Maw & Mo Sew Along: Facings, Edge Stitching, & Under Stitching

It’s starting to feel like we’re on a marathon!  This is the next installment… see part 1, part 2, part 3, part 4, part 5, part 6.

Today we’re going to review the instructions for the facings on Simplicity Cynthia Rowley #2305.  When we got to this part, Madelyn and I talked a lot about the different ways a neckline can be finished.  One of the ways to tuck in the raw edge of the fabric is by attaching a facing.  A facing is a narrow strip of fabric, which helps to produce a cleanly finished neckline edge after it is attached to the bodice neckline and tucked to the inside of the garment.  If you look at your store bought clothes, you will often find facings on your unlined dress necklines.

The pattern will direct you to the fabric that is the facing.  In this case, there were two pieces that needed to be attached together.  You’ll remember from a previous post that we already fused the interfacing to these pieces of fabric.  Once they are connected at the side seams, they form a circular loop that mirrors the neckline of the assembled bodice.  Don’t forget to press open the seam allowance — you’ll see the difference between the right side that is pressed and the left side that is unpressed.

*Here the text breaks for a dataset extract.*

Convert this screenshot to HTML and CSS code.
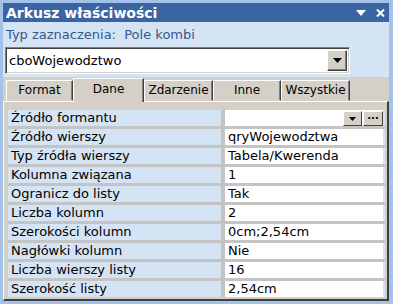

facings for Simplicity 2305

Next, we’re going to edge finish the outer edge of the entire neck facing.  In other words, if you lay your facing on your work table, it will look like an oblong doughnut.  The edge finishing will happen on the outside perimeter of the doughnut and the doughnut hole will eventually be joined to the neckline of the bodice.

There are a few ways to accomplish edge finishing and I prefer to turn under the hem for cleanly pressed look.  It might seem like a rather futile thing, finishing part of a garment that no one will see except you, but these are the finishes that separate the “homemade” look from the professional couture look.  To achieve a crisp, clean line, it’s best to sew (with a regular stitch length) a single line 1/4″ inch from the edge.

edge finishing

edge finishing

Then, being super, duper, über careful, with your steam iron you will press the slim edge of fabric right along the line of stitching.  When you’re pressing, you’ll want to watch your fingers first (because the iron will be really close!) and then you’ll want to marvel at how the stitch line makes a nice, crisp fold.  When you get around the curve, the fabric will ruffle and buckle a little bit.

edge finishing

The final step of edge finishing is to stitch the narrow edge of fabric.  Most of the time I use a straight stitch for this, but sometimes I have used a zig zag, which I did for my Washi dresses.

edge finishing

edge finishing

I love that clean edge!  Ok, now that we’ve conquered edge stitching, it’s time to attach the edge finished facing to the bodice.  With right sides together, place the facing over the bodice’s raw neck edge.  I like to line up the shoulder seams first because even though there are notches, since none of us ever cut fabric perfectly, your notches are not as exact as the shoulder seams.  Pin the whole thing in place.

attaching the facing to the bodice neckline

Facing for Simplicity 2305

This is my favorite part of the Maw & Mo Sew Along!  Madelyn got really stuck with the narrower openings… until we made sure that she removed the accessory tray to utilize the sewing machine free arm.  Every sewing machine has a free arm which enables the fabric to pass under and around the machine for narrower tubes of fabric including necklines, waistlines, and sleeves.

removing the sewing maching accessory tray

sewing with the free arm on a sewing machine

To attach the facing, you’ll follow the standard seam allowance for this pattern on the 5/8″ seam line.  Once I’ve stitched all the way around the doughnut hole, I like to overlap at the starting point by just a couple stitches and then back stitch a couple stitches to secure the seam.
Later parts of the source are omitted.